The Mystery of Redemption: Progressives and Social Justice

The experience of redemption gives rise to communities of faith who seek to give expression through rituals, scriptures, symbols, and traditions to a deliverance whose source lay beyond mere human effort. This grounding in religious experience honors the scripture and tradition of a religious community as theological source and thus connects progressive concerns in the present to a historical tradition. At the same time, it relativizes this tradition by placing it as the historic attempt to imaginatively articulate the mystery of the God who is manifest in concrete acts of redemption. This relativizing doesn't make scripture and tradition less important but, instead, orients us to see them as a progressive history of wrestling with the task of articulating the profound mystery of redemptive transformation Christians call God.

This doesn't settle all questions, nor should it. The ongoing challenge to articulate a Progressive Christianity is both problem and promise. The mystery of redemption brings forth an iconography that seeks to symbolize and articulate the lived experience of a liberated community of faith as well as brings forth an iconoclasm that relativizes these articulations from becoming idols. The notion of "social justice" understood in a Progressive Christian theology can serve both of these functions.

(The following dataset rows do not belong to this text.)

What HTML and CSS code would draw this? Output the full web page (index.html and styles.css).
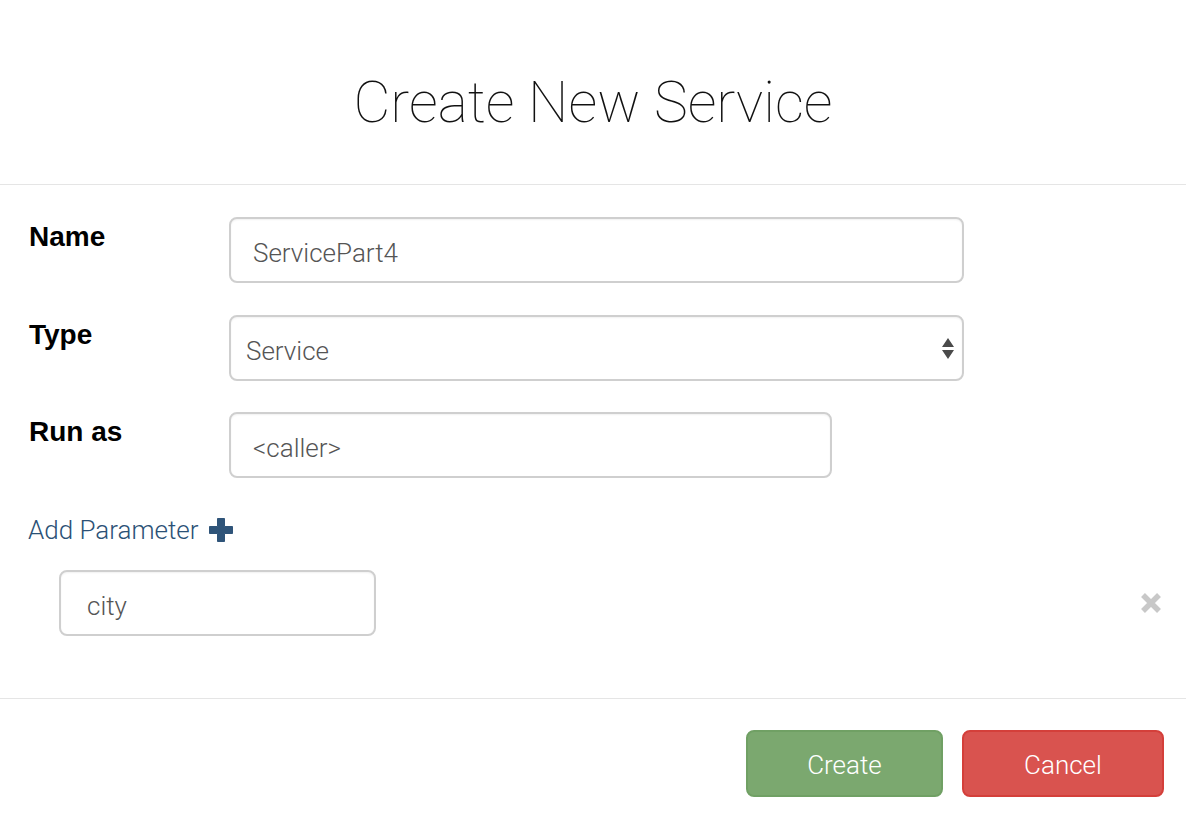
FILE: index.html
```html
<!DOCTYPE html>
<html lang="en">
<head>
<meta charset="utf-8">
<title>Create New Service</title>
<link rel="stylesheet" href="styles.css">
</head>
<body>
<div class="modal">
  <header class="modal-header">
    <h1 class="modal-title">Create New Service</h1>
  </header>
  <div class="modal-body">
    <div class="form-row">
      <label class="form-label">Name</label>
      <div class="control control-wide"><span class="control-text">ServicePart4</span></div>
    </div>
    <div class="form-row">
      <label class="form-label">Type</label>
      <div class="control control-wide control-select">
        <span class="control-text">Service</span>
        <svg class="select-arrows" width="12" height="24" viewBox="0 0 12 24"><path d="M6 1 L12 10 L0 10 Z M0 13 L12 13 L6 22 Z" fill="#4a4a4a"/></svg>
      </div>
    </div>
    <div class="form-row">
      <label class="form-label">Run as</label>
      <div class="control control-mid"><span class="control-text">&lt;caller&gt;</span></div>
    </div>
    <a class="add-param">Add Parameter
      <svg class="plus-icon" width="26" height="26" viewBox="0 0 26 26"><path d="M9.5 1.5 H16.5 V9.5 H24.5 V16.5 H16.5 V24.5 H9.5 V16.5 H1.5 V9.5 H9.5 Z" fill="#2f5479" stroke="#2f5479" stroke-width="1" stroke-linejoin="round"/></svg>
    </a>
    <div class="param-row">
      <div class="control control-param"><span class="control-text">city</span></div>
      <svg class="remove-icon" width="22" height="22" viewBox="0 0 22 22"><path d="M3 3 L19 19 M19 3 L3 19" stroke="#c8c8c8" stroke-width="5.5" stroke-linecap="butt"/></svg>
    </div>
  </div>
  <footer class="modal-footer">
    <button class="btn btn-success">Create</button>
    <button class="btn btn-danger">Cancel</button>
  </footer>
</div>
</body>
</html>
```
FILE: styles.css
```css
html, body {
  margin: 0;
  padding: 0;
  background: #fff;
}
body {
  font-family: Roboto, "Liberation Sans", sans-serif;
  color: #333;
}
.modal {
  width: 1186px;
  height: 820px;
  display: flex;
  flex-direction: column;
}
.modal-header {
  height: 185px;
  box-sizing: border-box;
  padding-top: 73px;
  border-bottom: 1px solid #e5e5e5;
  text-align: center;
}
.modal-title {
  margin: 0;
  font-family: Roboto, sans-serif;
  font-weight: 100;
  font-size: 57px;
  line-height: 59px;
  color: #111;
  letter-spacing: 0;
}
.modal-body {
  padding: 32px 24px 62px 29px;
  display: flex;
  flex-direction: column;
  border-bottom: 1px solid #e5e5e5;
}
.form-row {
  display: flex;
  align-items: flex-start;
  margin-bottom: 32px;
}
.form-row:nth-child(3) {
  margin-bottom: 0;
}
.form-row:nth-child(2) {
  margin-bottom: 31px;
}
.form-label {
  width: 200px;
  flex: none;
  font-family: "Liberation Sans", Arial, sans-serif;
  font-weight: bold;
  font-size: 28px;
  line-height: 37px;
  color: #000;
  margin-top: 1px;
}
.control {
  box-sizing: border-box;
  height: 66px;
  border: 2px solid #cfcfcf;
  border-radius: 8px;
  background: #fff;
  box-shadow: inset 0 1px 2px rgba(0,0,0,0.06);
  display: flex;
  align-items: center;
  padding: 5px 22px 0 22px;
  font-family: Roboto, sans-serif;
  font-weight: 300;
  font-size: 26px;
  color: #555;
}
.control-wide { width: 735px; }
.control-mid { width: 603px; }
.control-select {
  justify-content: space-between;
  padding-left: 15px;
  padding-right: 8px;
}
.select-arrows { flex: none; margin-top: -4px; }
.control-param {
  width: 317px;
  padding-left: 26px;
}
.add-param {
  margin-top: 34px;
  display: flex;
  align-items: center;
  gap: 9px;
  font-family: Roboto, sans-serif;
  font-weight: 300;
  font-size: 26px;
  line-height: 37px;
  color: #2b5176;
  letter-spacing: 0;
  margin-left: -1px;
  cursor: pointer;
}
.plus-icon {
  flex: none;
  margin-top: -2px;
}
.param-row {
  margin-top: 21px;
  padding-left: 30px;
  display: flex;
  justify-content: space-between;
  align-items: center;
}
.remove-icon {
  flex: none;
  margin-right: 0;
}
.modal-footer {
  padding: 31px 22px 0 0;
  display: flex;
  justify-content: flex-end;
  gap: 19px;
}
.btn {
  box-sizing: border-box;
  height: 67px;
  border-radius: 8px;
  font-family: Roboto, sans-serif;
  font-weight: 300;
  font-size: 26px;
  color: #fff;
  padding: 2px 0 0 0;
  cursor: pointer;
}
.btn-success {
  width: 197px;
  background: #7ba86f;
  border: 2px solid #70a064;
}
.btn-danger {
  width: 202px;
  background: #d9534f;
  border: 2px solid #d43f3a;
}
```
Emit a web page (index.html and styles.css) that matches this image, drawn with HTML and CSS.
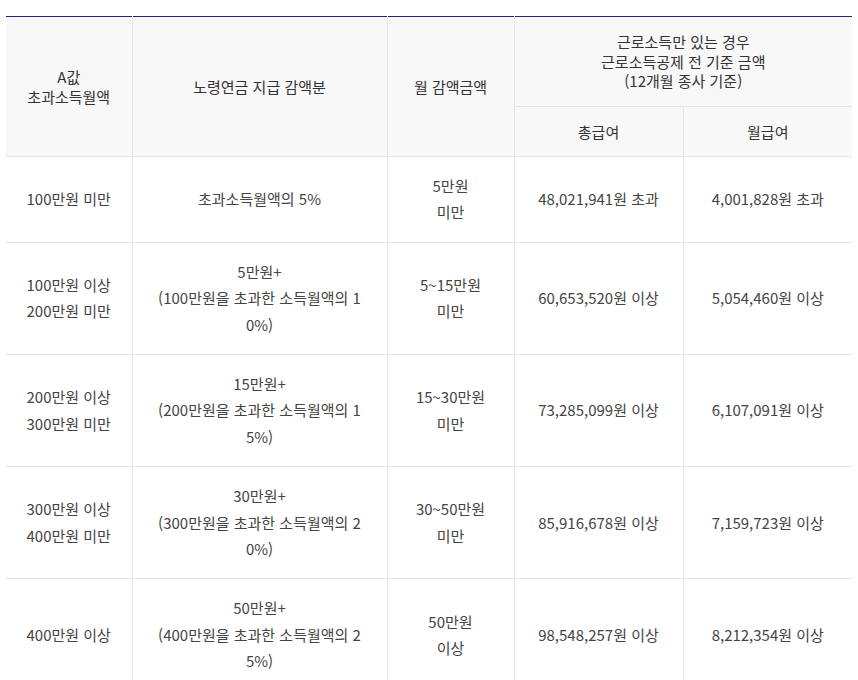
FILE: index.html
```html
<!DOCTYPE html>
<html lang="ko">
<head>
<meta charset="utf-8">
<link rel="stylesheet" href="styles.css">
</head>
<body>
<div class="wrap">
<table class="tbl">
  <colgroup>
    <col class="c1"><col class="c2"><col class="c3"><col class="c4"><col class="c5">
  </colgroup>
  <thead>
    <tr>
      <th rowspan="2">A값<br>초과소득월액</th>
      <th rowspan="2">노령연금 지급 감액분</th>
      <th rowspan="2">월 감액금액</th>
      <th colspan="2">근로소득만 있는 경우<br>근로소득공제 전 기준 금액<br>(12개월 종사 기준)</th>
    </tr>
    <tr>
      <th>총급여</th>
      <th>월급여</th>
    </tr>
  </thead>
  <tbody>
    <tr>
      <td>100만원 미만</td>
      <td class="wide">초과소득월액의 5%</td>
      <td>5만원<br>미만</td>
      <td>48,021,941원 초과</td>
      <td>4,001,828원 초과</td>
    </tr>
    <tr>
      <td>100만원 이상<br>200만원 미만</td>
      <td class="wide">5만원+<br>(100만원을 초과한 소득월액의 10%)</td>
      <td>5~15만원<br>미만</td>
      <td>60,653,520원 이상</td>
      <td>5,054,460원 이상</td>
    </tr>
    <tr>
      <td>200만원 이상<br>300만원 미만</td>
      <td class="wide">15만원+<br>(200만원을 초과한 소득월액의 15%)</td>
      <td>15~30만원<br>미만</td>
      <td>73,285,099원 이상</td>
      <td>6,107,091원 이상</td>
    </tr>
    <tr>
      <td>300만원 이상<br>400만원 미만</td>
      <td class="wide">30만원+<br>(300만원을 초과한 소득월액의 20%)</td>
      <td>30~50만원<br>미만</td>
      <td>85,916,678원 이상</td>
      <td>7,159,723원 이상</td>
    </tr>
    <tr>
      <td>400만원 이상</td>
      <td class="wide">50만원+<br>(400만원을 초과한 소득월액의 25%)</td>
      <td>50만원<br>이상</td>
      <td>98,548,257원 이상</td>
      <td>8,212,354원 이상</td>
    </tr>
  </tbody>
</table>
</div>
</body>
</html>
```
FILE: styles.css
```css
html, body {
  margin: 0;
  padding: 0;
  background: #fff;
}
.wrap {
  padding: 16px 6px 0 6px;
}
.tbl {
  width: 846px;
  border-collapse: collapse;
  table-layout: fixed;
  border-top: 1px solid #2b2178;
  font-family: "Noto Sans CJK KR", "Noto Sans", sans-serif;
  color: #444;
  word-break: break-all;
}
.c1 { width: 126px; }
.c2 { width: 255px; }
.c3 { width: 127px; }
.c4 { width: 169px; }
.c5 { width: 169px; }
.tbl th {
  background: #f8f8f8;
  font-weight: 400;
  font-size: 15px;
  line-height: 19.5px;
  padding: 15px 10px;
  text-align: center;
  vertical-align: middle;
  border: 1px solid #e6e6e6;
  border-top: 0;
  color: #333;
}
.tbl td {
  font-size: 15px;
  line-height: 26.4px;
  padding: 16px 10px;
  text-align: center;
  vertical-align: middle;
  border: 1px solid #e6e6e6;
}
.tbl td.wide {
  padding-left: 24px;
  padding-right: 24px;
}
.tbl tr > :first-child { border-left: 0; }
.tbl tr > :last-child { border-right: 0; }
.tbl thead tr:first-child > th:last-child { border-right: 0; }
```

Beginning with the lived experience of communities of faith formed by the experience of redemption (of which the Exodus, the giving of the law, the experience of the community formed around Jesus are all articulations), Progressive Christianity gives honor to the past while insisting that Christian theology is properly "progressive" in that it is rooted in the experience of a God who redeems in the present and future tense as well as the past tense. It is this redemption, remembered and celebrated in texts and traditions as experienceable now, that shapes our engagement with the issues presenting themselves to us today. This makes a community that is founded neither on ideological purity of political stances nor on theological purity of doctrines dehistoricized from their moorings in redemptive communities. Mystery and specificity must live together in a messy project that points to the redemptive activity of God in concrete situations.